SECTION 3. Uncertificated Stock. Notwithstanding any other provision of these By-laws, the Board of Directors may adopt a system of issuance, recordation and transfer of shares of stock of the Corporation by electronic or other means not involving any issuance of certificates, including provisions for notice to purchasers in substitution for any required statements on certificates, and as may be required by applicable corporate securities laws, which system has been approved by the United States Securities and Exchange Commission. Any system so adopted shall not become effective as to issued and outstanding certificated shares until the certificates therefor
have been surrendered to the Corporation.
SECTION 4. Registered Stockholders. The Corporation shall be entitled to treat the holder of record of any share or shares of stock as the holder in fact thereof and accordingly shall not be bound to recognize any equitable or other claim to or interest in such share in the name of any other person, whether or not it shall have express or other notice thereof, save as expressly provided by the Laws of Maryland.
SECTION 5. Closing Transfer Books. The Board of Directors may fix the period, not exceeding twenty (20) days, during which time the books of the Corporation shall be closed against transfers of stock, or, in lieu thereof, the directors may fix a date not less than ten (10) days nor more than sixty (60) days preceding the date of any meeting of stockholders or any dividend payment date or any date for the allotment of rights, as a record date for the determination of the stockholders entitled to notice of and to vote at such meeting or to receive such dividends or rights as the case may be; and only stockholders of record on such date shall be entitled to notice of and to vote at
such meeting or to receive such dividends or rights as the case may be.

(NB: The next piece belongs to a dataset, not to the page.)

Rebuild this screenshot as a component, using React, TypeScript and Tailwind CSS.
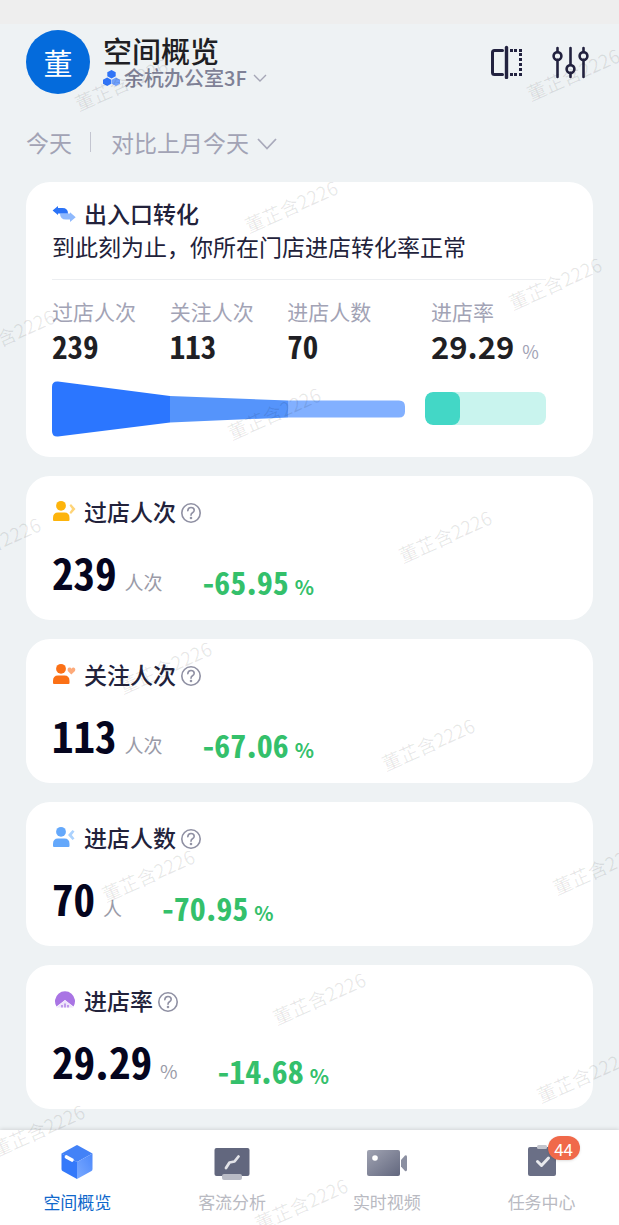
import type { ReactNode } from "react";

type Metric = {
  label: string;
  value: string;
  unit: string;
  delta: string;
  icon: ReactNode;
};

const metrics: Metric[] = [
  { label: "过店人次", value: "239", unit: "人次", delta: "-65.95", icon: <PersonIcon kind="pass" /> },
  { label: "关注人次", value: "113", unit: "人次", delta: "-67.06", icon: <PersonIcon kind="focus" /> },
  { label: "进店人数", value: "70", unit: "人", delta: "-70.95", icon: <PersonIcon kind="enter" /> },
  { label: "进店率", value: "29.29", unit: "%", delta: "-14.68", icon: <RateIcon /> },
];

const funnel = [
  { label: "过店人次", value: "239" },
  { label: "关注人次", value: "113" },
  { label: "进店人数", value: "70" },
];

const tabs = [
  { label: "空间概览", icon: <CubeIcon />, active: true },
  { label: "客流分析", icon: <BoardIcon /> },
  { label: "实时视频", icon: <CameraIcon /> },
  { label: "任务中心", icon: <TaskIcon />, badge: 44 },
];

// centre points of the repeated user stamp
const stamps = [
  [121, 84], [573, 74], [291, 206], [555, 283], [8, 335], [274, 413], [-6, 543], [445, 536],
  [165, 667], [428, 744], [148, 875], [599, 868], [319, 998], [583, 1076], [38, 1130], [301, 1204],
];

export default function App() {
  return (
    <div className="relative flex min-h-screen flex-col overflow-hidden bg-[#eef2f4] font-['Noto_Sans_CJK_SC',sans-serif] text-[#22223b]">
      <div className="h-6 bg-[#eeeeee]" />
      <Header />
      <Filters />
      <main className="flex flex-1 flex-col gap-[19px] px-[26px] pb-5">
        <Conversion />
        {metrics.map((m) => (
          <MetricCard key={m.label} {...m} />
        ))}
      </main>
      <TabBar />
      <Watermark />
    </div>
  );
}

// narrow digits, with the sign and the point kept at their own width
function Num({ children }: { children: string }) {
  return (
    <span className="font-['Noto_Sans_Mono_CJK_SC','Noto_Sans_CJK_SC',monospace] font-bold">
      {children.split(/([-.])/).map((part, i) =>
        i % 2 ? (
          <span key={i} className="font-['Noto_Sans_CJK_SC',sans-serif]">{part}</span>
        ) : (
          part
        ),
      )}
    </span>
  );
}

function Header() {
  return (
    <header className="flex h-[76px] items-center px-[26px]">
      <div className="flex size-16 items-center justify-center rounded-full bg-[#046bdc] text-[29px] leading-none text-white">
        董
      </div>
      <div className="ml-[13px] flex-1">
        <h1 className="text-[29px] leading-8 font-medium text-[#1f1f24]">空间概览</h1>
        <button type="button" className="flex h-6 items-center text-xl leading-6 font-medium text-[#7f8196]">
          <SpaceIcon />
          <span className="ml-1">余杭办公室3F</span>
          <svg viewBox="0 0 14 8" className="ml-1.5 h-2 w-3.5" fill="none" stroke="#a5a6b6" strokeWidth="1.4">
            <path d="M1 1 7 7 13 1" />
          </svg>
        </button>
      </div>
      <button type="button" aria-label="对比" className="mr-[27px]">
        <CompareIcon />
      </button>
      <button type="button" aria-label="筛选" className="mr-1">
        <SlidersIcon />
      </button>
    </header>
  );
}

function Filters() {
  return (
    <div className="flex h-[82px] items-center px-[26px] pt-0.5 text-[23px] leading-8 text-[#a2a3b5]">
      <button type="button">今天</button>
      <span className="mr-5 ml-[18px] h-5 w-px bg-[#c3c5d0]" />
      <button type="button" className="flex items-center">
        对比上月今天
        <svg viewBox="0 0 20 12" className="mt-1 ml-2 h-3 w-5" fill="none" stroke="#a9aabb" strokeWidth="1.8">
          <path d="M1 1 10 10.5 19 1" />
        </svg>
      </button>
    </div>
  );
}

function Conversion() {
  return (
    <section className="h-[275px] rounded-3xl bg-white pt-[15px] pr-[47px] pl-[26px]">
      <h2 className="flex items-center gap-2 text-[23px] leading-8 font-medium">
        <SwapIcon />
        出入口转化
      </h2>
      <p className="text-[23px] leading-[34px] whitespace-nowrap">到此刻为止，你所在门店进店转化率正常</p>
      <hr className="mt-4 border-[#eceef1]" />
      <div className="mt-[15px] flex gap-5">
        <div className="min-w-0 flex-[353]">
          <dl className="grid grid-cols-3">
            {funnel.map((f) => (
              <div key={f.label}>
                <dt className="text-[21px] leading-8 text-[#a2a3b5]">{f.label}</dt>
                <dd className="text-[31px] leading-[38px] text-[#1f1f24]">
                  <Num>{f.value}</Num>
                </dd>
              </div>
            ))}
          </dl>
          <svg viewBox="0 0 353 56" className="mt-4 block w-full">
            <path d="M6 0.5 118 15V41.500L6 55.500Q0 56 0 50V6Q0 0 6 0.500Z" fill="#2b76ff" />
            <path d="M118 15 236 19.500V36.500L118 41.500Z" fill="#5594fb" />
            <path d="M236 19.500H347Q353 19.500 353 25.500V30.500Q353 36.500 347 36.500H236Z" fill="#82b0ff" />
          </svg>
        </div>
        <div className="min-w-0 flex-[121]">
          <dl className="pl-1.5">
            <dt className="text-[21px] leading-8 text-[#a2a3b5]">进店率</dt>
            <dd className="flex items-baseline gap-2 text-[#1f1f24]">
              <span className="text-[31px] leading-[38px] font-bold">29.29</span>
              <span className="text-lg leading-6 text-[#a2a3b5]">%</span>
            </dd>
          </dl>
          <div className="mt-[27px] h-[33px] overflow-hidden rounded-lg bg-[#c9f4ee]">
            <div className="h-full rounded-lg bg-[#43d7c6]" style={{ width: "29.29%" }} />
          </div>
        </div>
      </div>
    </section>
  );
}

function MetricCard({ label, value, unit, delta, icon }: Metric) {
  return (
    <section className="h-36 rounded-3xl bg-white px-[26px] pt-[19px]">
      <div className="flex items-center">
        {icon}
        <h2 className="ml-2 text-[23px] leading-8 font-medium">{label}</h2>
        <button type="button" aria-label={`${label}说明`} className="mt-1 ml-1">
          <HelpIcon />
        </button>
      </div>
      <div className="mt-[18px] flex items-end">
        <div className="flex items-baseline gap-2">
          <span className="text-[43px] leading-[52px] text-[#05051e]">
            <Num>{value}</Num>
          </span>
          <span className="text-[19px] leading-6 text-[#9a9ba8]">{unit}</span>
        </div>
        <div className="ml-10 flex items-end gap-1.5 text-[#34c06b]">
          <span className="text-[32px] leading-8">
            <Num>{delta}</Num>
          </span>
          <span className="text-xl leading-5 font-bold">%</span>
        </div>
      </div>
    </section>
  );
}

function TabBar() {
  return (
    <nav className="grid h-[95px] grid-cols-4 bg-white shadow-[0_-1px_4px_rgba(0,0,0,0.12)]">
      {tabs.map((tab) => (
        <a
          key={tab.label}
          href="#"
          className={`flex flex-col items-center pt-3.5 text-[17px] leading-6 ${tab.active ? "text-[#1068cb]" : "text-[#b9bac2]"}`}
        >
          <span className="relative">
            {tab.icon}
            {tab.badge && (
              <span className="absolute -top-2 left-6 flex h-6 w-8 items-center justify-center rounded-full bg-[#f0694a] text-[17px] leading-none text-white shadow-sm">
                {tab.badge}
              </span>
            )}
          </span>
          <span className="mt-2.5">{tab.label}</span>
        </a>
      ))}
    </nav>
  );
}

function Watermark() {
  return (
    <div aria-hidden="true" className="pointer-events-none absolute inset-0 overflow-hidden select-none">
      {stamps.map(([x, y]) => (
        <span
          key={`${x},${y}`}
          className="absolute -translate-x-1/2 -translate-y-1/2 -rotate-24 text-[19px] leading-6 whitespace-nowrap text-black/9"
          style={{ left: x, top: y }}
        >
          董芷含2226
        </span>
      ))}
    </div>
  );
}

function HelpIcon() {
  return (
    <svg viewBox="0 0 22 22" className="size-[22px]" fill="none" stroke="#8f90a3" strokeWidth="1.600" strokeLinecap="round" strokeLinejoin="round">
      <circle cx="11" cy="11" r="9.200" />
      <path d="M7.800 8.800Q8 5.500 11 5.500 14.200 5.500 14.200 8.300 14.200 9.800 12.500 10.800 11 11.700 11 13.200" />
      <circle cx="11" cy="16" r="0.500" fill="#8f90a3" />
    </svg>
  );
}

function SpaceIcon() {
  return (
    <svg viewBox="0 0 17 16" className="h-4 w-[17px]">
      <path d="M8.500 0 12.700 2.200V6.200L8.500 8.400 4.300 6.200V2.200Z" fill="#2f73f6" />
      <path d="M4.200 7.500 8.300 9.700V13.700L4.200 15.900 0 13.700V9.700Z" fill="#2f73f6" />
      <path d="M12.900 7.500 17 9.700V13.700L12.900 15.900 8.800 13.700V9.700Z" fill="#70a0fc" />
    </svg>
  );
}

function CompareIcon() {
  const dots = [
    [20, 4], [24, 4], [29, 4], [29, 8], [29, 13], [29, 18], [29, 23], [29, 28], [24, 28], [20, 28],
  ];
  return (
    <svg viewBox="0 0 34 34" className="size-[34px]" fill="none" stroke="#22223f" strokeLinecap="round">
      <path d="M12.500 5.500H4.500Q2.500 5.500 2.500 7.500V27.500Q2.500 29.500 4.500 29.500H12.500" strokeWidth="3" />
      <path d="M16.500 2.500V32.500" strokeWidth="3.400" />
      {dots.map(([x, y]) => (
        <rect key={`${x}-${y}`} x={x} y={y} width="3" height="3" fill="#22223f" stroke="none" />
      ))}
    </svg>
  );
}

function SlidersIcon() {
  return (
    <svg viewBox="0 0 38 34" className="h-[34px] w-[38px]" fill="none" stroke="#22223f" strokeWidth="2.600" strokeLinecap="round">
      <path d="M6.500 3V7M6.500 15V32M19.500 3V19M19.500 28V32M32.500 3V7M32.500 15V32" />
      <circle cx="6.500" cy="11" r="3.900" />
      <circle cx="19.500" cy="24" r="3.900" />
      <circle cx="32.500" cy="11" r="3.900" />
    </svg>
  );
}

function SwapIcon() {
  return (
    <svg viewBox="0 0 24 24" className="size-6">
      <path d="M8 12.500H18V11.200L23.700 16.200 18 21V18.500H14Q8 18.500 8 12.500Z" fill="#8fb9fd" />
      <path d="M0.600 9.500 6 5V7H10.500Q16 7 16 12.500H6V14Z" fill="#2b73f7" />
    </svg>
  );
}

function PersonIcon({ kind }: { kind: "pass" | "focus" | "enter" }) {
  const color = { pass: "#fdb40c", focus: "#fb7016", enter: "#64a8fb" }[kind];
  return (
    <svg viewBox="0 0 24 24" className="size-6" fill={color}>
      <circle cx="9" cy="6.800" r="4.900" />
      <path d="M1 21V19Q1 13.500 6 13.500H12.500Q17.500 13.500 17.500 19V21Q17.500 22 16.500 22H2Q1 22 1 21Z" />
      {kind === "pass" && (
        <path d="M17.500 6.500 19 5 23.500 10 19 15 17.500 13.500 20 10Z" fill="#fed478" />
      )}
      {kind === "focus" && (
        <path d="M19.300 12.500 15.800 9Q15 6 17.500 5.600 19 5.500 19.500 6.800 20.200 5.500 21.600 5.600 24 6.200 23 9Z" fill="#fdaa7a" />
      )}
      {kind === "enter" && (
        <path d="M22.500 6.500 20.500 5 16 10 20.500 15 22.500 13.500 19.800 10Z" fill="#abd2fe" />
      )}
    </svg>
  );
}

function RateIcon() {
  return (
    <svg viewBox="0 0 24 24" className="size-6">
      <path d="M4.500 18.500A10 10 0 1 1 21.500 18.500L13 12Z" fill="#a974e4" />
      <path d="M4.500 19.500 13 12 21.500 19.500Z" fill="#eee4fb" />
      <path d="M10 17V19.500M13 15.500V19.500M16 17V19.500" stroke="#a974e4" strokeWidth="1.300" />
    </svg>
  );
}

function CubeIcon() {
  return (
    <svg viewBox="0 0 36 36" className="size-9">
      <defs>
        <linearGradient id="cubeSide" x1="0" y1="1" x2="1" y2="0">
          <stop offset="0" stopColor="#7baaff" />
          <stop offset="1" stopColor="#4c88fb" />
        </linearGradient>
      </defs>
      <path d="M17 1.500Q18 0.500 19 1.500L33.500 9.500 18 18 2.500 9.500Z" fill="#4382f7" />
      <path d="M2.500 9.500 18 18V35L3.500 27Q2.500 26.500 2.500 25Z" fill="#3479fa" />
      <path d="M33.500 9.500 18 18V35L32.500 27Q33.500 26.500 33.500 25Z" fill="url(#cubeSide)" />
      <path d="M7.500 13 13 16" stroke="#fff" strokeWidth="3.600" strokeLinecap="round" />
    </svg>
  );
}

function BoardIcon() {
  return (
    <svg viewBox="0 0 36 36" className="size-9">
      <rect x="0.500" y="4" width="35" height="28" rx="2" fill="#62677e" />
      <path d="M12 24 15.500 18.500 20.500 17.500 24.500 12.500" fill="none" stroke="#e2e3e8" strokeWidth="2.800" strokeLinecap="round" strokeLinejoin="round" />
      <rect x="8" y="30" width="20" height="6" rx="2" fill="#b9bbc5" />
    </svg>
  );
}

function CameraIcon() {
  return (
    <svg viewBox="0 0 42 36" className="h-9 w-[42px]">
      <defs>
        <linearGradient id="cameraBody" x1="0" y1="0" x2="1" y2="1">
          <stop offset="0" stopColor="#a0a3b2" />
          <stop offset="1" stopColor="#62677e" />
        </linearGradient>
      </defs>
      <path d="M35 16 39 11.500Q41 10.500 41 13V25.500Q41 28 39 27L35 22.500Z" fill="#8b8fa1" />
      <rect x="1" y="6" width="33" height="26" rx="2" fill="url(#cameraBody)" />
      <circle cx="9" cy="14" r="2.800" fill="#fff" />
    </svg>
  );
}

function TaskIcon() {
  return (
    <svg viewBox="0 0 36 36" className="size-9">
      <rect x="4" y="3" width="28" height="29" rx="2" fill="#6a6f86" />
      <rect x="13" y="1" width="10" height="4" rx="1.500" fill="#c3c5cd" />
      <path d="M13.500 17.500 17.500 21.500 24.500 14" fill="none" stroke="#e8e9ed" strokeWidth="3" strokeLinecap="round" strokeLinejoin="round" />
    </svg>
  );
}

SECTION 6. Lost Stock Certificates. The Board of Directors may determine the conditions for issuing a new stock certificate in place of one which is alleged to have been lost, stolen, or destroyed, or the Board of Directors may delegate such power to any officer or officers of the Corporation. In their discretion, the Board of Directors or such officer or officers may require the owner of the certificate to give bond, with sufficient surety, to indemnify the Corporation against any loss or claim arising as a result of the issuance of a new certificate. In their discretion, the Board of Directors or such officer or
officers may refuse to issue such new certificate save upon the order of some court having jurisdiction in the premises.
SECTION 7. Exemption from Control Share Acquisition Statute. The provisions of Sections 3-701 to 3-709 of the Maryland General Corporation Law shall not apply to any share of the capital stock of the Corporation. Such shares of capital stock are exempted from such Sections to the fullest extent permitted by Maryland law.